Many people don’t realise the importance of supporting full-time used tool dealers who invest in knowledge and have worked hard to gain the ability to make better judgments on prices, identify conditions, learn about desirability & rarity, etc. Those who do this for a living invest in books, equipment, and the business space needed to run our operations and have to pay taxes, employ accountants, and undertake many other things involved with running businesses.
So why is it important to use dealers? Well, the simple answer is this, who would be the reference of good reliable information, where would people be able to compare tools for instance to ensure they are complete or find those descriptions? In our case, you get to compare standards, knowing for instance that if you want to buy something that is set up right and ready to go, compared to other tools you would have to undertake the work yourselves.
Time is money, skilled time is more money and this is clearly illustrated in many products we sell here.
I like other full-time used tool dealers appreciate the public’s desire for ever lower prices, and to do this they often buy directly from the public or those topping up their pensions with some undeclared earnings from buying and selling. But the trade-off is always the lack of knowledge by the seller who will often copy and paste directly from those who live and breathe the subject.
If full-time used tool dealers disappear:
If you directly compare this to carpentry, for example, it’s clear over the past 30 years there has been a decline in knowledge and experience. There has been a renaissance in recent years in learning from the old hands that are left and a few will progress into experts themselves one day depending on the challenges they are prepared to undertake. Experience is vitally important in any subject and often any advice you hear about tools comes from woodworkers who have never experienced selling old tools as a business, and who do not understand the costs or work involved.
Used tool dealers would never try to interject our opinions on what the trades charge for example or should charge for training so to hear this regularly in the opposite direction without the true facts is rather annoying when our subject is so vast.
When I mention the Dunning-Kruger effect I usually relate this to a wider topic but this article relates to old tools and those experts in another subject i.e. use them, stepping into our realm of expertise.
The fact is there is a wide range of tool makers (a trade in its own right) who have different qualities, for instance, Stanley and Record smoothing planes when refined properly will work as well as anything you can buy on the market today, however, I would never recommend one of these being converted into a scrub plane, because they are too good for that purpose. Instead, I would recommend something less popular due to a number of characteristics inadvertently created to suit this purpose better. So from time to time, I will refurbish a Rapier 400 which has a wider throat, better cap iron configuration to follow the cambered iron, and heavier casting.
I have seen videos from prominent woodworkers sharpening saws for example that wouldn’t match our standards, they are fine for basic sharpening but would soon fall from grace when tackling some of the efforts we see daily in the tools we buy and restore.
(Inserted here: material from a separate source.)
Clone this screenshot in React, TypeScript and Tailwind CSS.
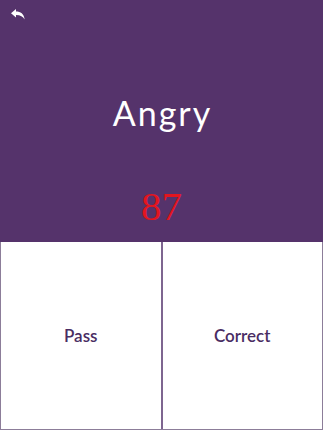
import React from 'react';

const BackIcon: React.FC = () => (
    <svg width="14" height="11" viewBox="0 0 14 11" fill="white">
        <path d="M0 4.2 L5 0 L5 2.6 C9.5 2.6 13 4.8 13.6 10.6 C12 7.6 9.5 6 5 6 L5 8.6 Z" />
    </svg>
);

const App: React.FC = () => {
    return (
        <div className="w-[323px] h-[430px] flex flex-col bg-white overflow-hidden">
            <div className="h-[242px] bg-[#55336b] flex flex-col items-center relative">
                <button className="absolute left-[11px] top-[9px]">
                    <BackIcon />
                </button>
                <div className="mt-[94px] pl-[2px] text-white text-[34px] leading-[38px] tracking-[2px] font-['Lato',sans-serif]">
                    Angry
                </div>
                <div className="mt-[52px] text-[#e3151f] text-[41px] leading-[44px] font-['Liberation_Serif',serif]">
                    87
                </div>
            </div>
            <div className="flex-1 flex border-l border-r border-b border-[#8c7d99]">
                <button className="flex-1 flex items-center justify-center text-[#4a2d63] text-[17px] font-semibold font-['Lato',sans-serif] border-r-2 border-[#7e6590]">
                    Pass
                </button>
                <button className="flex-1 flex items-center justify-center text-[#4a2d63] text-[17px] font-semibold font-['Lato',sans-serif]">
                    Correct
                </button>
            </div>
        </div>
    );
};

export default App;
Video’s on refurbishing No: 4 planes but never No: 7’s you will notice because to get these right requires experience and hard-earned know-how.
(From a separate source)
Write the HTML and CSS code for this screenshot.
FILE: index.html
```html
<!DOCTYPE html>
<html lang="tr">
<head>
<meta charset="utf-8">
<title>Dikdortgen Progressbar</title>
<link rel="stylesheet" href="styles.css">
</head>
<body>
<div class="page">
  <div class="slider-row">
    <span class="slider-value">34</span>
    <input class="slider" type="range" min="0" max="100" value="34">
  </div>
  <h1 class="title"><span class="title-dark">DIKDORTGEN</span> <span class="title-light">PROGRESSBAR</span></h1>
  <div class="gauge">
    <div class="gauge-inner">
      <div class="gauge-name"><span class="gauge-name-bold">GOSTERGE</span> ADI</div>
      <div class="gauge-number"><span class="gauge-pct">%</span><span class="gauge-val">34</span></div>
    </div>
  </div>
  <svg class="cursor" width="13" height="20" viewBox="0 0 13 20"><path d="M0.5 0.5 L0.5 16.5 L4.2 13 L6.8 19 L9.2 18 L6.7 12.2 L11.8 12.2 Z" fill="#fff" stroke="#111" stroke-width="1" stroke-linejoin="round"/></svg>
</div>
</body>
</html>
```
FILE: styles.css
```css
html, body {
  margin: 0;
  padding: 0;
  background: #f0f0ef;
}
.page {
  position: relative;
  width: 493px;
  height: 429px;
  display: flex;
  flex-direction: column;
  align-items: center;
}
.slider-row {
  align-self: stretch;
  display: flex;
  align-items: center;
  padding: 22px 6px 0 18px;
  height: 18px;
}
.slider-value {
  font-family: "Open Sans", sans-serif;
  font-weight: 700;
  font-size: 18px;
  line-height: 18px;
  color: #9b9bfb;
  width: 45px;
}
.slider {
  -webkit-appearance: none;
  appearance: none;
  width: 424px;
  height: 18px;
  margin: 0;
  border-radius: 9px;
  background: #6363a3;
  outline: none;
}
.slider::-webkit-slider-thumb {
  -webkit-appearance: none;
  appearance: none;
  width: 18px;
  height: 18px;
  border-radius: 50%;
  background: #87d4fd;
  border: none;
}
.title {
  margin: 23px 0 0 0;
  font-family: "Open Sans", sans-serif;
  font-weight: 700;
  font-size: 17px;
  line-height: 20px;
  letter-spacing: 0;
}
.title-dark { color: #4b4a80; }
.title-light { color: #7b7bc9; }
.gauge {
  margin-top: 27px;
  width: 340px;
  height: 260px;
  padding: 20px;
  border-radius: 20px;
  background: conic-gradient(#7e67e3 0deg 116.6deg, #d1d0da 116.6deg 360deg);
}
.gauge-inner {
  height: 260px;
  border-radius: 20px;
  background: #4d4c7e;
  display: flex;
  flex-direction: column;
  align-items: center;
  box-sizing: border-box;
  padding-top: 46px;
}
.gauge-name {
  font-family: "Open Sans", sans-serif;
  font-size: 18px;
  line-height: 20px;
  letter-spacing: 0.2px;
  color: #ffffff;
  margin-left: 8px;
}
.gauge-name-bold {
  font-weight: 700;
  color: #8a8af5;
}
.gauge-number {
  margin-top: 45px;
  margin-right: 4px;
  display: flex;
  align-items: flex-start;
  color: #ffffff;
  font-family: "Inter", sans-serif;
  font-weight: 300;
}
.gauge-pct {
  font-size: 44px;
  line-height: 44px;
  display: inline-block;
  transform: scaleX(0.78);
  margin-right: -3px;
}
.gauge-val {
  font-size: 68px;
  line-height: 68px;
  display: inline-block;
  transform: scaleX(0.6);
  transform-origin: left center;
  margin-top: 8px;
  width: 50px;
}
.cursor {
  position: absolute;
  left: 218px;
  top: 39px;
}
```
It’s always been in the detail with everything we do and old tools are no different in this regard.
But at this time, buyers have the opportunity to experience how good these old tools are when refurbished correctly, without the hard work involved using tools many couldn’t warrant to possess, the grime and dust, and the extra hidden costs involved in getting these tools to a high standard.
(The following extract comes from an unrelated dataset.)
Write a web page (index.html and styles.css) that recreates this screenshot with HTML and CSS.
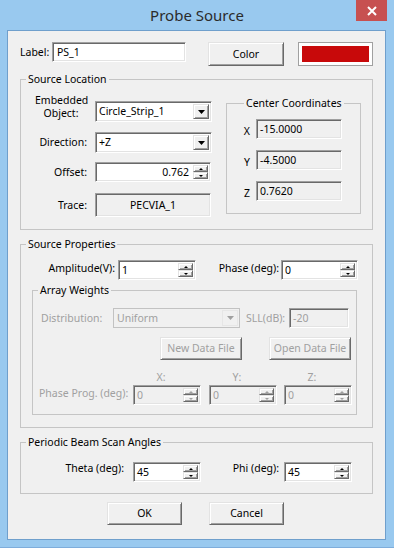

We appreciate that times are getting harder with inflation and living costs, we also experience these same issues but also want to get through it so our knowledge and experience are still around when all these tougher times pass. To do that we are here to serve and every small order makes a difference in whether this happens, but believe us when I say, we know how bad it can get when those only in it for profit and have no regard for the deeper knowledge.
Tooltique has always strived to increase standards in this industry that have never existed before!
We are entering a new world, one of CBDC (Central Bank Digital Currencies) where money will be tracked like never before, and there won’t be any unofficial sellers, cash in hand will be a thing of the past. Any future business will have to adapt to these new ways of carbon emissions, carbon credits, social responsibilities, and carbon accounting.
Your choices will be diminished by corporations who will want to sell their New Tools at inflated prices, fully carbon-tracked of course. To combat this we have to invest in the technologies to ensure buyers can account for their carbon (hopefully credits which I am working on) when buying old tools from us.
There is so much more on this subject but it’s an area I am researching in-depth to ensure we are fully prepared for that transition. Put it this way, Brexit and all the forms it created was a walk in the park for what is coming! Don’t you love those bureaucrats or should I say kleptocrats?
What I can say is that the old skills that have been neglected for so long through convenience will become highly relevant again due to costs, and people like me are capable of providing solutions if our existing and new customers continue to value what we offer.
Hobbyists will be glad they have new skills they have gained and the tools they possess with no plugs, existing trades will have to adapt and learn some of the old ways, and waste will become a thing of the past. It’s coming folks whether you like it or not, because it’s beyond any of our control!